Locate each line in the records containing "that". Copy it.

-------- RECORD EXTRACTS --------

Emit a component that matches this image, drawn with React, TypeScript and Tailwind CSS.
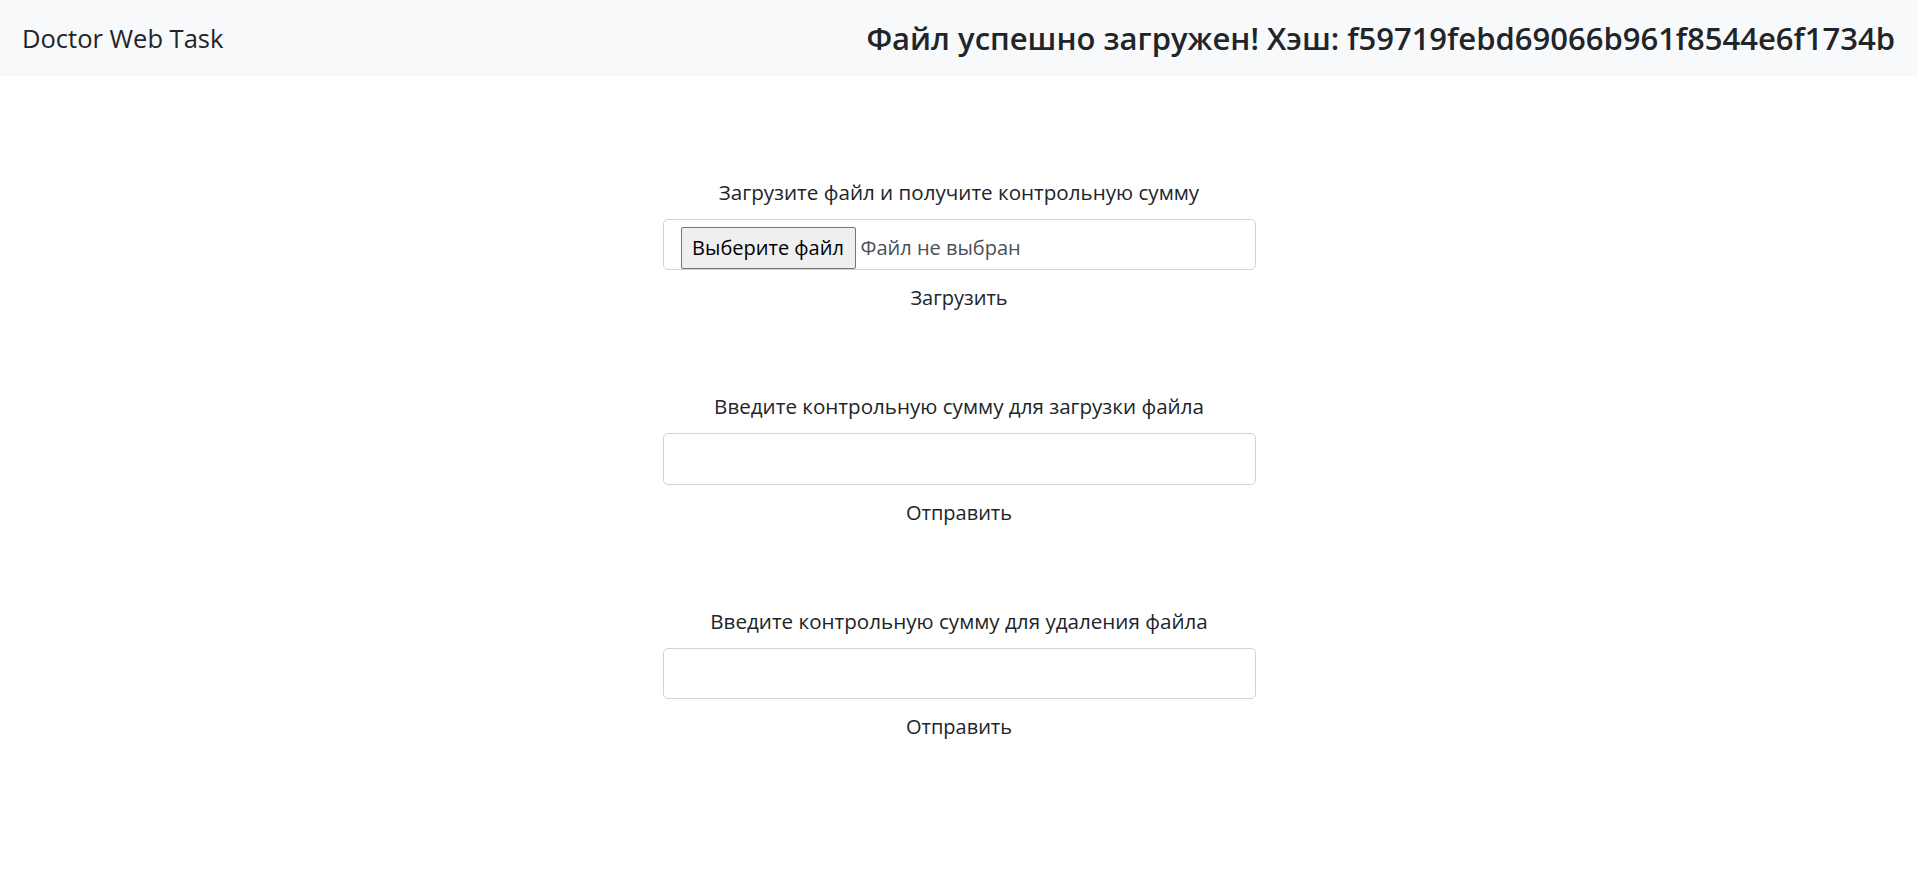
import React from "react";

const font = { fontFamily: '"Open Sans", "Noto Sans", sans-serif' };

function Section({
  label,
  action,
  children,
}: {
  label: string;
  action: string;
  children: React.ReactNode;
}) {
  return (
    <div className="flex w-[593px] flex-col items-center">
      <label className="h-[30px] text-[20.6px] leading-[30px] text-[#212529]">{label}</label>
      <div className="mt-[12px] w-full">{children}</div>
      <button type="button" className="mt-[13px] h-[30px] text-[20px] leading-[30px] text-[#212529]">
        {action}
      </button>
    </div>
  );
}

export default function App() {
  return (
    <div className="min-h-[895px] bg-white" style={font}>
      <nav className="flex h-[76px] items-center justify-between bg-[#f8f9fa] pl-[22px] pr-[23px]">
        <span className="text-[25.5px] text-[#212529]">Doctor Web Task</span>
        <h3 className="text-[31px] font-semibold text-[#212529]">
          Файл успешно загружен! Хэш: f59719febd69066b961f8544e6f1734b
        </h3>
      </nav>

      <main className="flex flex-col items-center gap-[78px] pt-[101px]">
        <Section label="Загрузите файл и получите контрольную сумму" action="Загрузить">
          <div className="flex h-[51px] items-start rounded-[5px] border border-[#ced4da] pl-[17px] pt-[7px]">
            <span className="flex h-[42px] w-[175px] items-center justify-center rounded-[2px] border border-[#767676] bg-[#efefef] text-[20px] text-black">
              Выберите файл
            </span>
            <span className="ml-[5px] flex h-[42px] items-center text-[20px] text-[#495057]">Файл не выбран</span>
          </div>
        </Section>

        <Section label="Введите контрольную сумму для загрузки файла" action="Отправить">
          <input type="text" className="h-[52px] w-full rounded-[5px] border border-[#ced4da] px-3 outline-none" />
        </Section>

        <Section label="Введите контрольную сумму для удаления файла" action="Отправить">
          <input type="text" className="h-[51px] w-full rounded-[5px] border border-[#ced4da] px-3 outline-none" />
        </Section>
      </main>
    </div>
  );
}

--------
-------- RECORD EXTRACTS --------

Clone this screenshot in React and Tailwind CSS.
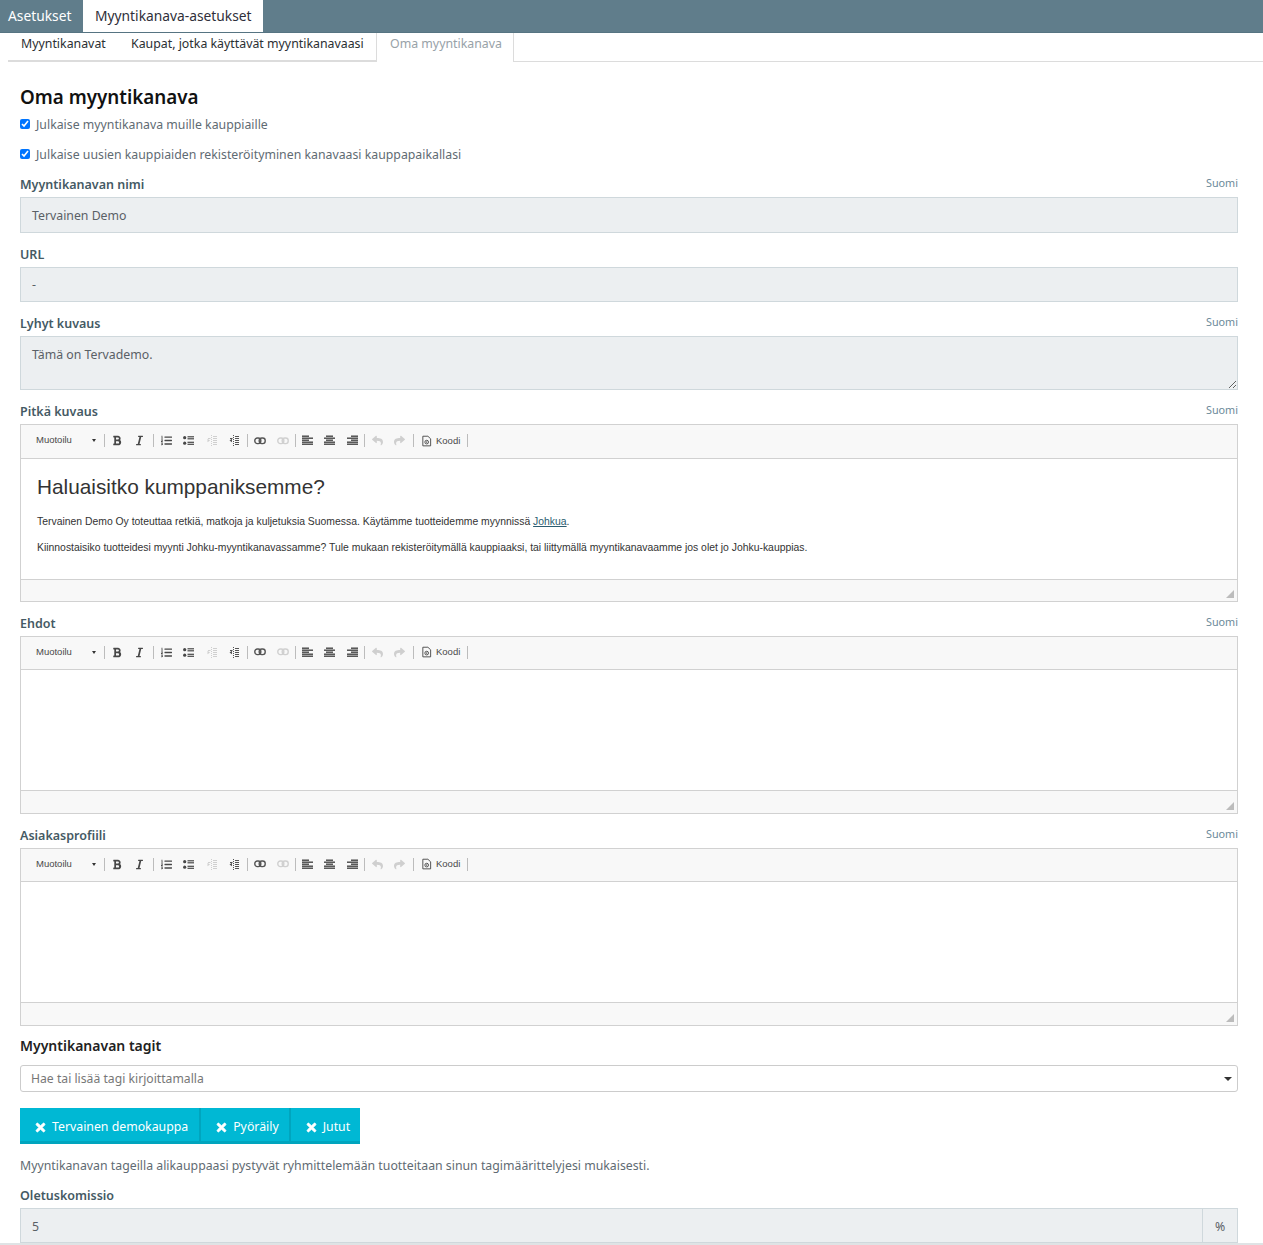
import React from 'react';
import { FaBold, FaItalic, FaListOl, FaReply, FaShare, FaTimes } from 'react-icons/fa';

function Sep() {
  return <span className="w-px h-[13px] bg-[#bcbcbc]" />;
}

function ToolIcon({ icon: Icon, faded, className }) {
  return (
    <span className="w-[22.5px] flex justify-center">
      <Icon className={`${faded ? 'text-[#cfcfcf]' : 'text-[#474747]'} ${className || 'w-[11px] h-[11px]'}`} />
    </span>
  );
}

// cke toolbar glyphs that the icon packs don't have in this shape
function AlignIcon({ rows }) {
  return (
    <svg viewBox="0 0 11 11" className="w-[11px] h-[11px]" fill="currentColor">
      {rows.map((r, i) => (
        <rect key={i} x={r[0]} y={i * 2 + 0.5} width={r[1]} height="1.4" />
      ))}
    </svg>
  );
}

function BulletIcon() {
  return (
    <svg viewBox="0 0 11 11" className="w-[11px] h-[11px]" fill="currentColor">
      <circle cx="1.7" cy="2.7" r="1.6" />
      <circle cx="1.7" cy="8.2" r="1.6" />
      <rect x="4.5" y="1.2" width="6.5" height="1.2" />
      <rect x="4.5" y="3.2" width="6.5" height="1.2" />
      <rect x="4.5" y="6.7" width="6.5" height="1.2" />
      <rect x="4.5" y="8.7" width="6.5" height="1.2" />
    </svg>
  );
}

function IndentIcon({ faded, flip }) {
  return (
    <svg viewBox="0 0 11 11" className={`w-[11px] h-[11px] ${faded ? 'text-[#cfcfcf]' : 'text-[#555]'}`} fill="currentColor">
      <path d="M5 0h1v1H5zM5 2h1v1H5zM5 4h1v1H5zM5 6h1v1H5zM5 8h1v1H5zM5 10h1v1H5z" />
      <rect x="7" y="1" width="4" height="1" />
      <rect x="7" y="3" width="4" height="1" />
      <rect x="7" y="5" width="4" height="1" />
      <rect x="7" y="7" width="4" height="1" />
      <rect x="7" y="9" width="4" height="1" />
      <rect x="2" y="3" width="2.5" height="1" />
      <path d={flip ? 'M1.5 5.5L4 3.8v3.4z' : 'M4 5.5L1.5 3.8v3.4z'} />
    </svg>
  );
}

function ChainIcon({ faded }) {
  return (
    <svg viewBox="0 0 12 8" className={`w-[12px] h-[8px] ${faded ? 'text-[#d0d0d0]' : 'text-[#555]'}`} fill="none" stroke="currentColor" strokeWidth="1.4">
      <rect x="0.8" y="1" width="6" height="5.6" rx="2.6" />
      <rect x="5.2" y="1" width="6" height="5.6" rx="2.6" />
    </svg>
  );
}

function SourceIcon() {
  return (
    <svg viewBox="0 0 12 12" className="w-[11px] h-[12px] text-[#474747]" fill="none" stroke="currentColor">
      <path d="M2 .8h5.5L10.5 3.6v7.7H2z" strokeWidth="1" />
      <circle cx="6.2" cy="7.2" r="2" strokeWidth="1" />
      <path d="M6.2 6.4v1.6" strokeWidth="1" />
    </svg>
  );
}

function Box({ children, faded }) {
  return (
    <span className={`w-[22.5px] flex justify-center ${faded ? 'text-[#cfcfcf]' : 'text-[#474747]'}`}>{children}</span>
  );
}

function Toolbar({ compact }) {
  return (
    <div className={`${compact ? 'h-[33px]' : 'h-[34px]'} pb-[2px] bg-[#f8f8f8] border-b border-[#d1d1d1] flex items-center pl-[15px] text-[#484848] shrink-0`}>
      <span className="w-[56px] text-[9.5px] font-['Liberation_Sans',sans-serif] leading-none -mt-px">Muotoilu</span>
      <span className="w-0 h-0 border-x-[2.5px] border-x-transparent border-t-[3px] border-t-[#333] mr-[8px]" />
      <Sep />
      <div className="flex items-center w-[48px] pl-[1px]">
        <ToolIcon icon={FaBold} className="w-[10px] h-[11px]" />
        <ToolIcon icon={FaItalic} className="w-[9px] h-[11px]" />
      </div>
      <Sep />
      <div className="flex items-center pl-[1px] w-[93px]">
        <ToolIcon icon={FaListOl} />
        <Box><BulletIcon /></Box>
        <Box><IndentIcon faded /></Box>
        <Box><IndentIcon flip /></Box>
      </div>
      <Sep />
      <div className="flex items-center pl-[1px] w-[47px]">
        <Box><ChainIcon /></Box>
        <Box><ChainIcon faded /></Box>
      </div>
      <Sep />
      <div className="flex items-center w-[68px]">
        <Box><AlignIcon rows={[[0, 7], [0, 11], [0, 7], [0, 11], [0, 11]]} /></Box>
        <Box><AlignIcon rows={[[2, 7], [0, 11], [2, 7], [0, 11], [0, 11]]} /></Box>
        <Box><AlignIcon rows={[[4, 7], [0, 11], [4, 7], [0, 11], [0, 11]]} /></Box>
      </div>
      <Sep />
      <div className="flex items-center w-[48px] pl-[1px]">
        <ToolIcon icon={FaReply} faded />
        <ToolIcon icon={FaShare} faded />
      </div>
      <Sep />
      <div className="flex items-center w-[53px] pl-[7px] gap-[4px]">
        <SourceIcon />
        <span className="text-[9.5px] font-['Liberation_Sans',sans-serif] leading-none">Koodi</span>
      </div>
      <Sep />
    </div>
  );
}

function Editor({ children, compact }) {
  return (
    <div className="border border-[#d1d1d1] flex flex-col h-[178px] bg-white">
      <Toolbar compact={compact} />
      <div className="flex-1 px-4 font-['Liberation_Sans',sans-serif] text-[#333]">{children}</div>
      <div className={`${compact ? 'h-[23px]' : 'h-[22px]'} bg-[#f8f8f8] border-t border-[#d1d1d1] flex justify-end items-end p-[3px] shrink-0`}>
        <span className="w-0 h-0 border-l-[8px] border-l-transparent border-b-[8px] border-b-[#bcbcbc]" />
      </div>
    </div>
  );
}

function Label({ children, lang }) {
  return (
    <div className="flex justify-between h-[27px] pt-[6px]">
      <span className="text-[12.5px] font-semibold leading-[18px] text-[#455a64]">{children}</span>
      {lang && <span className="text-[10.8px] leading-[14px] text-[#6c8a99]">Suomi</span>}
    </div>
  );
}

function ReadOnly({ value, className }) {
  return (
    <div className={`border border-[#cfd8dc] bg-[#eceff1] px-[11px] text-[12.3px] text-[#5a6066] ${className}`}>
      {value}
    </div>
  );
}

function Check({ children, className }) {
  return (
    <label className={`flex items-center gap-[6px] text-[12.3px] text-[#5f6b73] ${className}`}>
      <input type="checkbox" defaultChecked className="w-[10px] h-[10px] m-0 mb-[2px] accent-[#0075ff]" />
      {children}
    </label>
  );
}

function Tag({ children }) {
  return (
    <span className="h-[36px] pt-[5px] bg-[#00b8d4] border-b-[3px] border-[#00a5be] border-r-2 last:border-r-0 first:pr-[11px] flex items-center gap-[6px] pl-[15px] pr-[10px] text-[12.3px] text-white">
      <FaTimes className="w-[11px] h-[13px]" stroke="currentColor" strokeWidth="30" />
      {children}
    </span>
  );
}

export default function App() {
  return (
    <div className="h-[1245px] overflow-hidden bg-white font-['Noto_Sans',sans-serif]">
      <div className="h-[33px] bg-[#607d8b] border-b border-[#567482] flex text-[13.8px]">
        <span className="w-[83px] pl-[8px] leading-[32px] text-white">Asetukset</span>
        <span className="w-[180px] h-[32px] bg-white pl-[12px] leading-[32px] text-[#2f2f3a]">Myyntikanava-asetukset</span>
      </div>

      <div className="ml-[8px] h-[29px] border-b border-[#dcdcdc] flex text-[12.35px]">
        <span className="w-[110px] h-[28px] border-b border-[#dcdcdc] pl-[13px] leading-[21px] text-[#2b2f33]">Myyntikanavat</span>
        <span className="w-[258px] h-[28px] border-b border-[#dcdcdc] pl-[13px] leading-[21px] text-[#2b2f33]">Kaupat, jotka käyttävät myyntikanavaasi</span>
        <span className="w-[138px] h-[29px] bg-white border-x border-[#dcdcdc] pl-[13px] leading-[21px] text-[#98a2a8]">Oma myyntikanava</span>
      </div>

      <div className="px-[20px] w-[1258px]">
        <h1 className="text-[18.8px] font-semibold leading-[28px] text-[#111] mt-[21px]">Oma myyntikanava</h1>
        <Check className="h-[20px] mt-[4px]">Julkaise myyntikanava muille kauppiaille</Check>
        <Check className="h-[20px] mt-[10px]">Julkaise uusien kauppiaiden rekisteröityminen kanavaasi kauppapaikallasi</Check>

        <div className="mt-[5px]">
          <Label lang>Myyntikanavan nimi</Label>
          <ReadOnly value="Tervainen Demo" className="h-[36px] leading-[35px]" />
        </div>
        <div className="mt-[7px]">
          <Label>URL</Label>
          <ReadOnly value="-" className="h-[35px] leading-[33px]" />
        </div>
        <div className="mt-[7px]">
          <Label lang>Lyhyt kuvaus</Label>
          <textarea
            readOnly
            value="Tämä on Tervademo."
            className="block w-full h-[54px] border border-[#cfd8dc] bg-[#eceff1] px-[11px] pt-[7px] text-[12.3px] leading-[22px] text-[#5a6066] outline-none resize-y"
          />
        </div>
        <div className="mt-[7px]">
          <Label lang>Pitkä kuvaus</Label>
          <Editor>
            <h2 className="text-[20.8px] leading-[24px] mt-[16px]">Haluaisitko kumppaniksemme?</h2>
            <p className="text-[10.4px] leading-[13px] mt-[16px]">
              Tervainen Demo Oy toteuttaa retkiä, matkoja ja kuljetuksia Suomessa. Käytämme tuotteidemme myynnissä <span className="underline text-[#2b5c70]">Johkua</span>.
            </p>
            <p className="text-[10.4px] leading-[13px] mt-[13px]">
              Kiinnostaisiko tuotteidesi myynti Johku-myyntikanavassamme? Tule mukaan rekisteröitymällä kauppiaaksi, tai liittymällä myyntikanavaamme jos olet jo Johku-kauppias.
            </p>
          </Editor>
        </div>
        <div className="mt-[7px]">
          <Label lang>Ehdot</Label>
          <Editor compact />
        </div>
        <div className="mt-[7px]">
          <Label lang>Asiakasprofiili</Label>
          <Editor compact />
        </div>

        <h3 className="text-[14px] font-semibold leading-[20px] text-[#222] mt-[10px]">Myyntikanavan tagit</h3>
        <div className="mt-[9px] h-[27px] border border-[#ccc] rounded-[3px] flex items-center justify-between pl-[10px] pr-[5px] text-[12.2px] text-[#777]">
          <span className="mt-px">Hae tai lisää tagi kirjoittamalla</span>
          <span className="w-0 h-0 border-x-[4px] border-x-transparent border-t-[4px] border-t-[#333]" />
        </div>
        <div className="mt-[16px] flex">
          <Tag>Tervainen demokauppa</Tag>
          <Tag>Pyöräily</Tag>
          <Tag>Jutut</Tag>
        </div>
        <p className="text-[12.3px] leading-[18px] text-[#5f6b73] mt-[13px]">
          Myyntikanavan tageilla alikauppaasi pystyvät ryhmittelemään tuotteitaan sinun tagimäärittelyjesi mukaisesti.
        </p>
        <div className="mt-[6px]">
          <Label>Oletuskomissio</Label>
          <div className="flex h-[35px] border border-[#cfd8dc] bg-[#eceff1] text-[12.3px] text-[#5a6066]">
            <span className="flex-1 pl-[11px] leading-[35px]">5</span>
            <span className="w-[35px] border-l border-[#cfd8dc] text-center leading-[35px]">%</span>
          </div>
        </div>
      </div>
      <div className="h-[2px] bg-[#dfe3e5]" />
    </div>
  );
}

--------

RIGHT ANSWER:
Emit a component that matches this image, drawn with React, TypeScript and Tailwind CSS.
// cke toolbar glyphs that the icon packs don't have in this shape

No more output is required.